- _GOAL OF THE EXERCISE_: How many of the lines here include "code"? Answer with a single number.

- _PROVIDED ENTRIES_:

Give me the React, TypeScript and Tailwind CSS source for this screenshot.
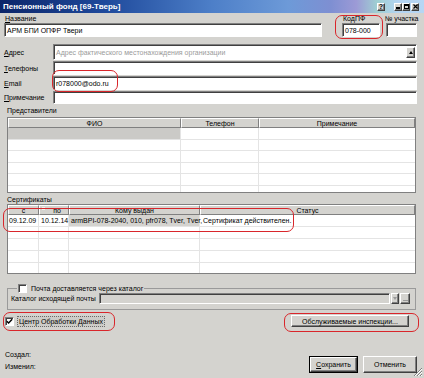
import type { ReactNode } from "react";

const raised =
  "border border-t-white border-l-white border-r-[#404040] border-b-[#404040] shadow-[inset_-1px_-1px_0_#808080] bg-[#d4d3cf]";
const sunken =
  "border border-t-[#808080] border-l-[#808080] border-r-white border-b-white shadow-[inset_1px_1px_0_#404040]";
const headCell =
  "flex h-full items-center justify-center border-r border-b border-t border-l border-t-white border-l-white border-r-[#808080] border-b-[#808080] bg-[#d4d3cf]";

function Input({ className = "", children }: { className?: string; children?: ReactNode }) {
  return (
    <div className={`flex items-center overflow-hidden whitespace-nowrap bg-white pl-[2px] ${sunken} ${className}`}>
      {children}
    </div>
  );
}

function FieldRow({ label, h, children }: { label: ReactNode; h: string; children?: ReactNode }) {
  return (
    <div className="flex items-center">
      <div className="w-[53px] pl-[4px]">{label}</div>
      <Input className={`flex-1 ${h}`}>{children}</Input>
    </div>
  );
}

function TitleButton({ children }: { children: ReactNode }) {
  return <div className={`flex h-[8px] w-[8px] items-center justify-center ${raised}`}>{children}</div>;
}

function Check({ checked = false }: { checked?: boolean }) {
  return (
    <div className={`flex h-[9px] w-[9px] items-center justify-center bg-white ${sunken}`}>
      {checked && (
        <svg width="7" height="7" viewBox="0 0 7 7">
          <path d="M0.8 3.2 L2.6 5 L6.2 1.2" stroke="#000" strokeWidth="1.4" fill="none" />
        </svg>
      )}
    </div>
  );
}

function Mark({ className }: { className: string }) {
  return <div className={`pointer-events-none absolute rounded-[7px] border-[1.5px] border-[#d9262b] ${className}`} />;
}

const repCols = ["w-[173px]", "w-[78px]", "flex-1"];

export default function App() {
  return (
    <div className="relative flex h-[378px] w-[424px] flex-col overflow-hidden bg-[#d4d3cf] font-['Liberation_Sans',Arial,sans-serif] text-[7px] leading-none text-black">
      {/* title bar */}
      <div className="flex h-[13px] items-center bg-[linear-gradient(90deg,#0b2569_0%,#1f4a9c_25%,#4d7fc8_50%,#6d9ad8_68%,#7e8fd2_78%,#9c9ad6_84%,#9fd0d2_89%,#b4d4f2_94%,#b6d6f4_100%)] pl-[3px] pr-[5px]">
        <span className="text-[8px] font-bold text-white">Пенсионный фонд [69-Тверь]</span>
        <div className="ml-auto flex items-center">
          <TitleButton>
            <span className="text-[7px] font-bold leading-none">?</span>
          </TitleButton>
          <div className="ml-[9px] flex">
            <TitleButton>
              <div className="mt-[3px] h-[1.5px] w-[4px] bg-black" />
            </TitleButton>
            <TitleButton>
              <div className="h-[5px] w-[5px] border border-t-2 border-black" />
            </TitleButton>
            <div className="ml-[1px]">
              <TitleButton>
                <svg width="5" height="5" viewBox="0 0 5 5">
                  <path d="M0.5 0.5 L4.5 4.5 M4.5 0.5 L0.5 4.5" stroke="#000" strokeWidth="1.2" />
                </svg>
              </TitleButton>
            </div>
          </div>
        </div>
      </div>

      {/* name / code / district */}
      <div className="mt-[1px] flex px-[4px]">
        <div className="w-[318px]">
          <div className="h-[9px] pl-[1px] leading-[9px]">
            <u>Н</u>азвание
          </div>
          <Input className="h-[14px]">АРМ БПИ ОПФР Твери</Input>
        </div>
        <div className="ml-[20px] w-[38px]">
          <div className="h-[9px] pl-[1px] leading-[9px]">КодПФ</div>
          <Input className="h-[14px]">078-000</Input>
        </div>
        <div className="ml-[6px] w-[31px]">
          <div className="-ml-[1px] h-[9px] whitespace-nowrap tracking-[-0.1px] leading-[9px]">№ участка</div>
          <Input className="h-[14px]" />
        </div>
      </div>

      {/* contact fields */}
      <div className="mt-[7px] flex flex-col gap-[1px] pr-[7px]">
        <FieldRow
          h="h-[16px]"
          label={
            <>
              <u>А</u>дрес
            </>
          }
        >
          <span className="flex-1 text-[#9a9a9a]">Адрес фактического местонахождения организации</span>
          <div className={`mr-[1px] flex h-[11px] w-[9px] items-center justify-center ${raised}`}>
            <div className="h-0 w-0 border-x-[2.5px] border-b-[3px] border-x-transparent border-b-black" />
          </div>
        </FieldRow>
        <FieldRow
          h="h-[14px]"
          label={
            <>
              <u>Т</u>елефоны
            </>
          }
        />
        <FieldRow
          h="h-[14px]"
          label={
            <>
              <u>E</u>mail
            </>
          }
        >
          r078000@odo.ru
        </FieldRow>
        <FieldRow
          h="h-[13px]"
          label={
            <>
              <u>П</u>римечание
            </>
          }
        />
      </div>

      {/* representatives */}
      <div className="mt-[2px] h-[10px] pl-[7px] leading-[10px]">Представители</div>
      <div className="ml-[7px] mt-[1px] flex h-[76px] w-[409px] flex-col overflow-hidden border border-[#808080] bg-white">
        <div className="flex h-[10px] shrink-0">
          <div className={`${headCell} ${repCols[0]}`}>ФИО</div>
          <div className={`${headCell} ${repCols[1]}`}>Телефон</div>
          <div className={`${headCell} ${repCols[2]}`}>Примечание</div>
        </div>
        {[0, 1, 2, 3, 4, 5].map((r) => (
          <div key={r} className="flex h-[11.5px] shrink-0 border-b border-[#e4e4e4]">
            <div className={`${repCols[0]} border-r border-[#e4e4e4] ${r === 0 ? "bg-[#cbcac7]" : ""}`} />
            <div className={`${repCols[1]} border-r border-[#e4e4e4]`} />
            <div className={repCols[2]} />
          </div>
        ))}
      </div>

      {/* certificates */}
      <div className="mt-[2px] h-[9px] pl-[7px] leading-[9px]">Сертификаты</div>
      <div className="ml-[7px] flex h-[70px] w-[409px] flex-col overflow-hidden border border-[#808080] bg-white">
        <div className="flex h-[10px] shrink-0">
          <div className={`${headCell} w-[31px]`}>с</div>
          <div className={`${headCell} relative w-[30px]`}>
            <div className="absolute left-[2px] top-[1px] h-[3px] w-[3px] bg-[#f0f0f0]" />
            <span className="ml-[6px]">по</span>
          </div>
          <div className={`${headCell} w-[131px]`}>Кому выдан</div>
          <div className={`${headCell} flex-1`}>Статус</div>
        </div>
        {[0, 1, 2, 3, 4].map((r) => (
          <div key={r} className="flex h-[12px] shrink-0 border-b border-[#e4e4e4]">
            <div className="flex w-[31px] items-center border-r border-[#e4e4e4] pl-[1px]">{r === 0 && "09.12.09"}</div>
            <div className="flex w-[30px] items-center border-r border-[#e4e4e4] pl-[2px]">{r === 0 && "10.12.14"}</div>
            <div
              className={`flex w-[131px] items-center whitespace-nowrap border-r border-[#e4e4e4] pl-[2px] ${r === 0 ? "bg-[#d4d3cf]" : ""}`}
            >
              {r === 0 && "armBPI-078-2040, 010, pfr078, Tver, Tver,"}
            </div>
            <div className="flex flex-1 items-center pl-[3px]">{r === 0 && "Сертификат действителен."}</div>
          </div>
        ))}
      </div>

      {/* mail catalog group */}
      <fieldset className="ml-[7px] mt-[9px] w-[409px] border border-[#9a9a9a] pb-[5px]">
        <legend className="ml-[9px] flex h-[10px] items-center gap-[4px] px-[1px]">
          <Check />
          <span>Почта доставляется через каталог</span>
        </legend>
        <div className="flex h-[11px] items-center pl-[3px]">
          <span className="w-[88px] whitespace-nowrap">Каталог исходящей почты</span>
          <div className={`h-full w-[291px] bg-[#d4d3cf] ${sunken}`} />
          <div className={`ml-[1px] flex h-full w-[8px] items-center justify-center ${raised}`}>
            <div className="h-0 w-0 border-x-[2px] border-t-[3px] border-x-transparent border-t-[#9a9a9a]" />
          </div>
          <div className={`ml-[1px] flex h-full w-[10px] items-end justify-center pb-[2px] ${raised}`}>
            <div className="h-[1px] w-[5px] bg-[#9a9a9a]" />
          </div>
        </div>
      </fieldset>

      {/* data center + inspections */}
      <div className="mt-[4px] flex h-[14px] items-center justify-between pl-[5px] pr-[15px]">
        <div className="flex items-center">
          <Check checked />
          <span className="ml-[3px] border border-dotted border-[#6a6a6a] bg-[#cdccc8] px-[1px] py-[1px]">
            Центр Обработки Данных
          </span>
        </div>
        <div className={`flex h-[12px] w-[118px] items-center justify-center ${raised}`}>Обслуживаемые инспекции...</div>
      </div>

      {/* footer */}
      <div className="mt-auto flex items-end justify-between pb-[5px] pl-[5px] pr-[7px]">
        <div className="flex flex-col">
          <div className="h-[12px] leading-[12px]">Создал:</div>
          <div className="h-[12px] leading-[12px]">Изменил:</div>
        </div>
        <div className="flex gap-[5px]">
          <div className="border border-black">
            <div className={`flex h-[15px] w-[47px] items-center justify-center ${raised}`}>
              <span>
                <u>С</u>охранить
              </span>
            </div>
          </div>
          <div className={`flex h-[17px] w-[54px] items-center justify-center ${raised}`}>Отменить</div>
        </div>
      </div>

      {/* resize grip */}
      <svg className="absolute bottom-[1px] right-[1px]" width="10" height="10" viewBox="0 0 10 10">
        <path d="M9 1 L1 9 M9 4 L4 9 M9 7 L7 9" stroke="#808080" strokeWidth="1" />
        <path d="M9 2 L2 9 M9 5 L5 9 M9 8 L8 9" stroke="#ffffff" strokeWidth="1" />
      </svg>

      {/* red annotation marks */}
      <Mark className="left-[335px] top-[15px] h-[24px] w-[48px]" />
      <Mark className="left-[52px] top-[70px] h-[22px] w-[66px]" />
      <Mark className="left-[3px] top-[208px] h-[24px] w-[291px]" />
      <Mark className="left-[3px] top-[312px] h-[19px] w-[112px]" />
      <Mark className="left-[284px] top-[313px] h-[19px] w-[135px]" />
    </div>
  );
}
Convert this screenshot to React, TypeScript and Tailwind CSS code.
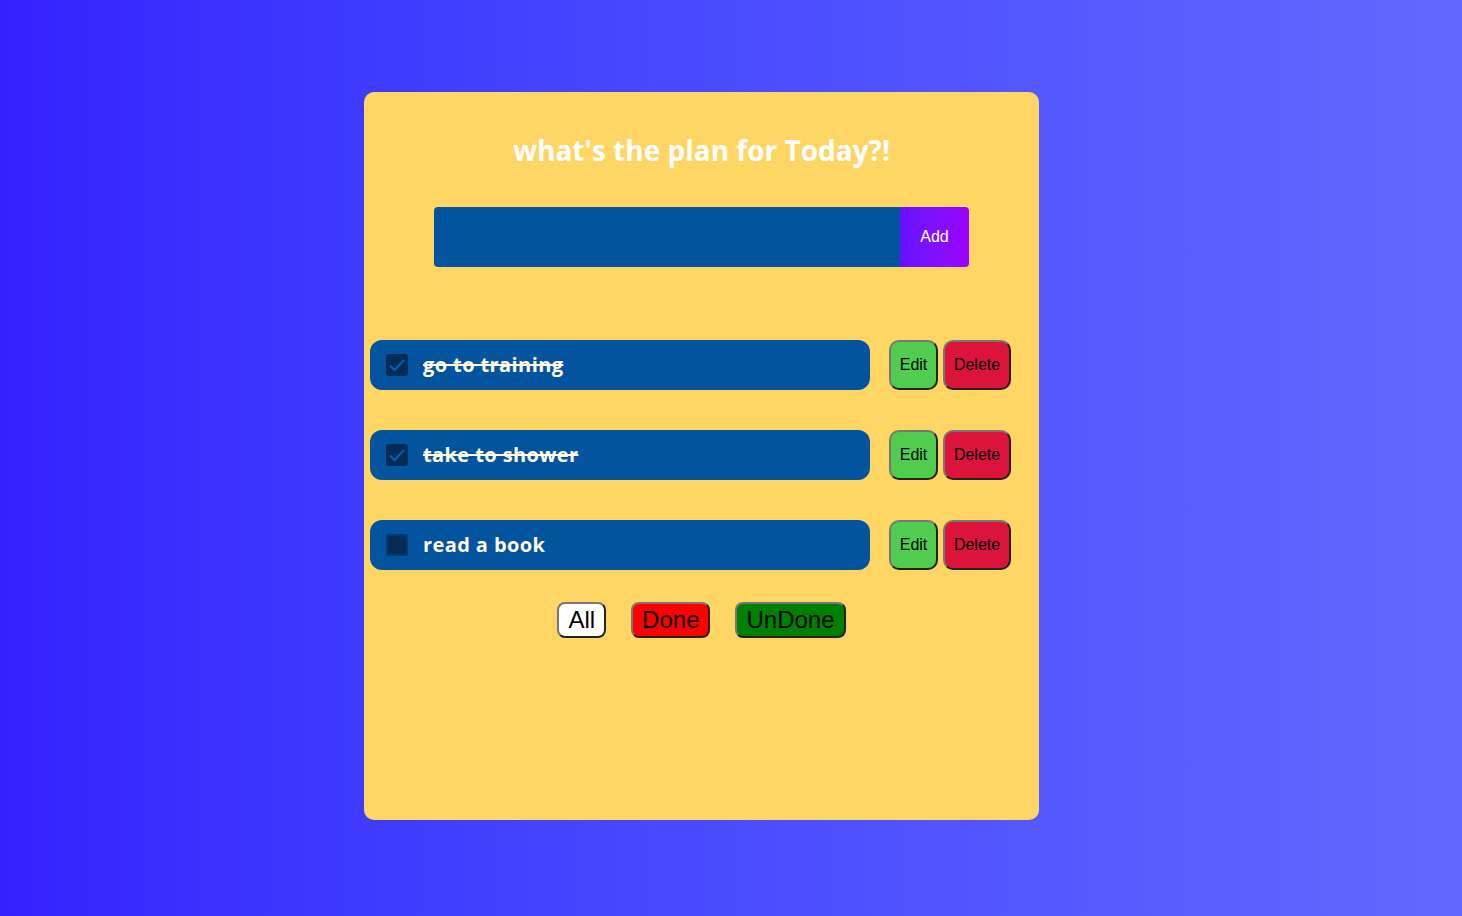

- _COMPLETE OUTPUT_: 2